福島のニュース
建設業の人手不足が深刻化する中、福島県は地区ごとに複数の建設事業者による協同組合などが県発注の道路や河川などインフラ設備の維持・管理業務を一括して請け負う体制を整備する。当面は2030(令和12)年度までに必要性の高い地域で導入し、将来的には全県に広げる考え。地域内の事業者間の連携を強化することで災害発生時にも迅速な復旧ができる体制を整えるなど、地域を守るための担い手確保につなげる。

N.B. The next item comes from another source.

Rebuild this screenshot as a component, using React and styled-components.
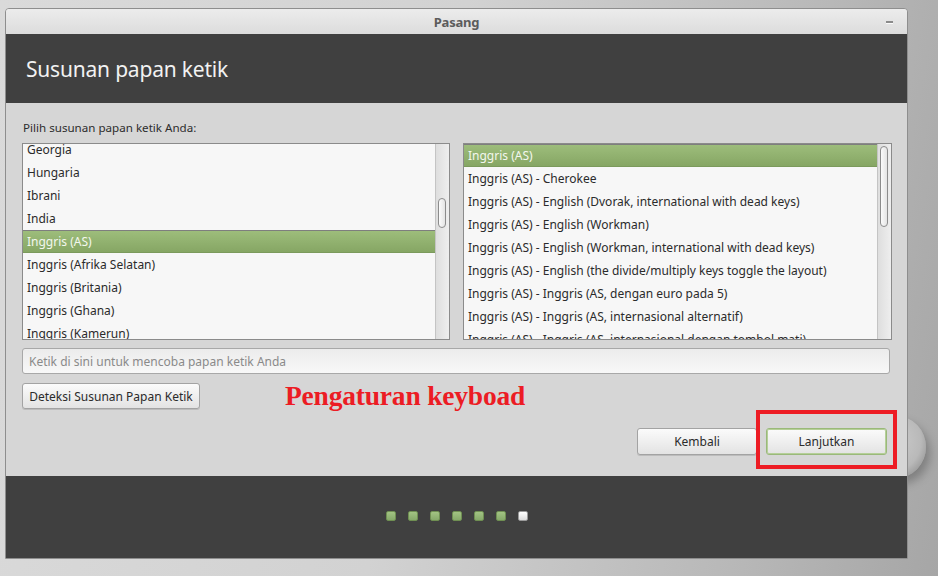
import React from "react";
import styled, { createGlobalStyle } from "styled-components";

const GlobalStyle = createGlobalStyle`
  html, body {
    margin: 0;
    padding: 0;
  }
  body {
    width: 938px;
    height: 576px;
    overflow: hidden;
    font-family: "Noto Sans", "DejaVu Sans", sans-serif;
    background: linear-gradient(100deg, #dadada 0%, #d2d2d2 45%, #b8b8b8 80%, #a6a6a6 100%);
  }
`;

const Desk = styled.div`
  position: relative;
  padding: 8px 0 0 5px;
  height: 576px;
  box-sizing: border-box;
`;

const Blob = styled.div`
  position: absolute;
  left: 866px;
  top: 416px;
  width: 60px;
  height: 62px;
  border-radius: 50%;
  background: radial-gradient(circle at 40% 40%, #cfcfcf 0%, #b9b9b9 60%, #7a7a7a 100%);
  box-shadow: 4px 6px 10px rgba(0, 0, 0, 0.25);
`;

const Window = styled.div`
  position: relative;
  width: 903px;
  height: 551px;
  box-sizing: border-box;
  border: 1px solid #8e8e8e;
  border-radius: 4px 4px 0 0;
  display: flex;
  flex-direction: column;
  background: #d6d6d6;
  overflow: hidden;
`;

const TitleBar = styled.div`
  height: 25px;
  flex: none;
  position: relative;
  display: flex;
  align-items: center;
  justify-content: center;
  background: linear-gradient(#ececec, #dcdcdc);
  font-size: 13px;
  font-weight: bold;
  color: #5c5c5c;
  letter-spacing: -0.2px;
`;

const Minimize = styled.span`
  position: absolute;
  right: 14px;
  top: 12px;
  width: 7px;
  height: 2px;
  background: #8a8a8a;
  border-bottom: 1px solid #fafafa;
`;

const Header = styled.div`
  height: 69px;
  flex: none;
  background: #404040;
  display: flex;
  align-items: center;
  padding-left: 20px;
  color: #f2f2f2;
  font-size: 21px;
  letter-spacing: -0.2px;
`;

const Body = styled.div`
  flex: 1;
  position: relative;
  padding: 16px 15px 0 16px;
  display: flex;
  flex-direction: column;
  color: #2d2d2d;
  font-size: 12px;
`;

const Label = styled.div`
  height: 17px;
  line-height: 17px;
  font-size: 11.6px;
  margin: 0 0 7px 1px;
`;

const Lists = styled.div`
  display: grid;
  grid-template-columns: 428px 429px;
  gap: 13px;
`;

const List = styled.div`
  height: 197px;
  box-sizing: border-box;
  border: 1px solid #8b8b8b;
  background: #f7f7f7;
  display: flex;
  overflow: hidden;
`;

const Rows = styled.div`
  flex: 1;
  margin-top: ${(p) => p.$offset}px;
`;

const Row = styled.div`
  height: 23px;
  box-sizing: border-box;
  padding-left: 4px;
  white-space: nowrap;
  font-size: 12px;
  color: ${(p) => (p.$selected ? "#f3f7ee" : "#2b2b2b")};
  background: ${(p) =>
    p.$selected ? "linear-gradient(#9dbd7b, #86a664)" : "transparent"};
  border-top: ${(p) => (p.$selected ? "1px solid #7e7e7e" : "none")};
  border-bottom: ${(p) => (p.$selected ? "1px solid #7b9a5c" : "none")};
  line-height: ${(p) => (p.$selected ? "21px" : "23px")};
`;

const Trough = styled.div`
  width: 13px;
  flex: none;
  border-left: 1px solid #c4c4c4;
  background: linear-gradient(to right, #dedede, #eeeeee);
  position: relative;
`;

const Thumb = styled.div`
  position: absolute;
  left: 2px;
  top: ${(p) => p.$top}px;
  width: 8px;
  height: ${(p) => p.$height}px;
  box-sizing: border-box;
  border: 1px solid #8c8c8c;
  border-radius: 5px;
  background: linear-gradient(to right, #fbfbfb, #e4e4e4);
`;

const TestInput = styled.input`
  margin-top: 8px;
  width: 868px;
  height: 26px;
  box-sizing: border-box;
  border: 1px solid #a8a8a8;
  border-radius: 3px;
  background: linear-gradient(#ececec, #f8f8f8);
  padding: 0 6px;
  font-family: inherit;
  font-size: 12px;
  color: #333;
  outline: none;
  &::placeholder {
    color: #8a8a8a;
  }
`;

const ToolRow = styled.div`
  margin-top: 9px;
  display: flex;
  align-items: center;
`;

const Button = styled.button`
  height: ${(p) => (p.$tall ? 27 : 26)}px;
  width: ${(p) => p.$w}px;
  box-sizing: border-box;
  border: 1px solid ${(p) => (p.$primary ? "#9ab97a" : "#a3a3a3")};
  box-shadow: ${(p) =>
    p.$primary ? "inset 0 0 0 1px #b5cf98" : "0 1px 0 rgba(0,0,0,0.12)"};
  border-radius: 3px;
  background: linear-gradient(#fbfbfb, #e3e3e3);
  font-family: inherit;
  font-size: 12px;
  color: #2b2b2b;
  padding: 0;
  cursor: pointer;
`;

const Annotation = styled.div`
  margin-left: 85px;
  font-family: "Liberation Serif", "DejaVu Serif", serif;
  font-weight: bold;
  font-size: 27.5px;
  line-height: 26px;
  color: #ec1c24;
  letter-spacing: -0.2px;
`;

const Actions = styled.div`
  margin-top: 19px;
  display: flex;
  justify-content: flex-end;
  gap: 9px;
  padding-right: 5px;
`;

const Highlight = styled.div`
  position: absolute;
  left: 750px;
  top: 307px;
  width: 141px;
  height: 59px;
  box-sizing: border-box;
  border: 4px solid #ed1c24;
  pointer-events: none;
`;

const Footer = styled.div`
  height: 82px;
  flex: none;
  background: #404040;
  display: flex;
  align-items: center;
  justify-content: center;
  gap: 12px;
  padding-bottom: 3px;
  box-sizing: border-box;
`;

const Dot = styled.span`
  width: 10px;
  height: 10px;
  box-sizing: border-box;
  border-radius: 2px;
  border: 1px solid ${(p) => (p.$done ? "#6f8f52" : "#9a9a9a")};
  background: ${(p) =>
    p.$done ? "linear-gradient(#a2c383, #86a96a)" : "linear-gradient(#ffffff, #dcdcdc)"};
`;

const leftItems = [
  "Georgia",
  "Hungaria",
  "Ibrani",
  "India",
  "Inggris (AS)",
  "Inggris (Afrika Selatan)",
  "Inggris (Britania)",
  "Inggris (Ghana)",
  "Inggris (Kamerun)",
];

const rightItems = [
  "Inggris (AS)",
  "Inggris (AS) - Cherokee",
  "Inggris (AS) - English (Dvorak, international with dead keys)",
  "Inggris (AS) - English (Workman)",
  "Inggris (AS) - English (Workman, international with dead keys)",
  "Inggris (AS) - English (the divide/multiply keys toggle the layout)",
  "Inggris (AS) - Inggris (AS, dengan euro pada 5)",
  "Inggris (AS) - Inggris (AS, internasional alternatif)",
  "Inggris (AS) - Inggris (AS, internasional dengan tombol mati)",
];

const App = () => {
  return (
    <>
      <GlobalStyle />
      <Desk>
        <Blob />
        <Window>
          <TitleBar>
            Pasang
            <Minimize />
          </TitleBar>
          <Header>Susunan papan ketik</Header>
          <Body>
            <Label>Pilih susunan papan ketik Anda:</Label>
            <Lists>
              <List>
                <Rows $offset={-6}>
                  {leftItems.map((item) => (
                    <Row key={item} $selected={item === "Inggris (AS)"}>
                      {item}
                    </Row>
                  ))}
                </Rows>
                <Trough>
                  <Thumb $top={54} $height={30} />
                </Trough>
              </List>
              <List>
                <Rows $offset={0}>
                  {rightItems.map((item, i) => (
                    <Row key={item} $selected={i === 0}>
                      {item}
                    </Row>
                  ))}
                </Rows>
                <Trough>
                  <Thumb $top={2} $height={81} />
                </Trough>
              </List>
            </Lists>
            <TestInput placeholder="Ketik di sini untuk mencoba papan ketik Anda" />
            <ToolRow>
              <Button $w={178}>Deteksi Susunan Papan Ketik</Button>
              <Annotation>Pengaturan keyboad</Annotation>
            </ToolRow>
            <Actions>
              <Button $tall $w={120}>Kembali</Button>
              <Button $tall $primary $w={121}>Lanjutkan</Button>
            </Actions>
            <Highlight />
          </Body>
          <Footer>
            {[0, 1, 2, 3, 4, 5].map((i) => (
              <Dot key={i} $done />
            ))}
            <Dot />
          </Footer>
        </Window>
      </Desk>
    </>
  );
};

export default App;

県が導入拡大を目指す「包括的維持管理業務」の仕組みは【図】の通り。現在は奥会津の宮下土木事務所管内をはじめ、県中地区の一部などで既に導入している。道路や河川などの点検や補修、除雪や除草などの複数の業務を地域ごとの建設業者のグループなどが共同で請け負い、手分けして進める。県は各地区の事業者と協議し、協同事業体の設立を後押しする。
維持管理業務は主に単独の業者が担っている。新方式では、複数の事業者が担当地域などを割り振るだけでなく、場合によっては地域で不足する人手や資機材を補完し合う。補修などの作業量が多くなる時季や緊急の除草や樹木の伐採など必要が出た際に効果を発揮する見込みだ。大規模災害発生時にも、グループ内の各事業者が強みを生かし、道路や堤防などの復旧に分担して当たることで迅速な応急措置が可能になる。
導入に当たっては、公平性の担保が重要となることから、県は地元と協議し、適用が必要な分野や事業者の意向確認などを重点的に行う。実際に事業を発注する際も公募方式とし、競争性を確保する方針。
2009(平成21)年から先行導入している宮下土木事務所管内では、事業者の組合が除雪作業を中心に県の発注業務で連携している。人手不足で作業が追い付かないこともあったが、佐久間建設工業(三島町)の佐藤岩男社長は「補完し合えることで仕事の計画が立てやすくなった」と効果を説明。県は先行事例や新方式の概要を周知する説明会を通じ、県内の土木事務所単位となる19地区へ順次拡大する。将来的には組織した共同体が市町村管理の施設の維持・管理も担うことを視野に入れる。
新方式での受注に前向きな動きも既に出ている。伊達綜合建設事業協同組合によると、維持管理業務は年単位で広い地域での作業が必要な場合が多いことから、今後、地元の企業単独での受注が困難なケースが増えるとみられる。同組合理事長を務める大沼林産工業(伊達市)の大沼貞生社長は「地域の安全・安心を守るためにも、共同受注ができる体制を整えたい」とし、検討を進める考えを示す。
県が対応を急ぐ背景には建設業の担い手不足の深刻化がある。県内の建設業界では高齢化が進んでいる上、就業者は2042年に4割超も減少するとの試算もある。県建設業協会の相沢広志専務理事は「将来的には制度導入が必要になる地域が増えてくる」と連携強化の意義を認める。一方、県に対しては地域ごとに異なる課題、実情を丁寧に踏まえた上で導入を進めるよう求めている。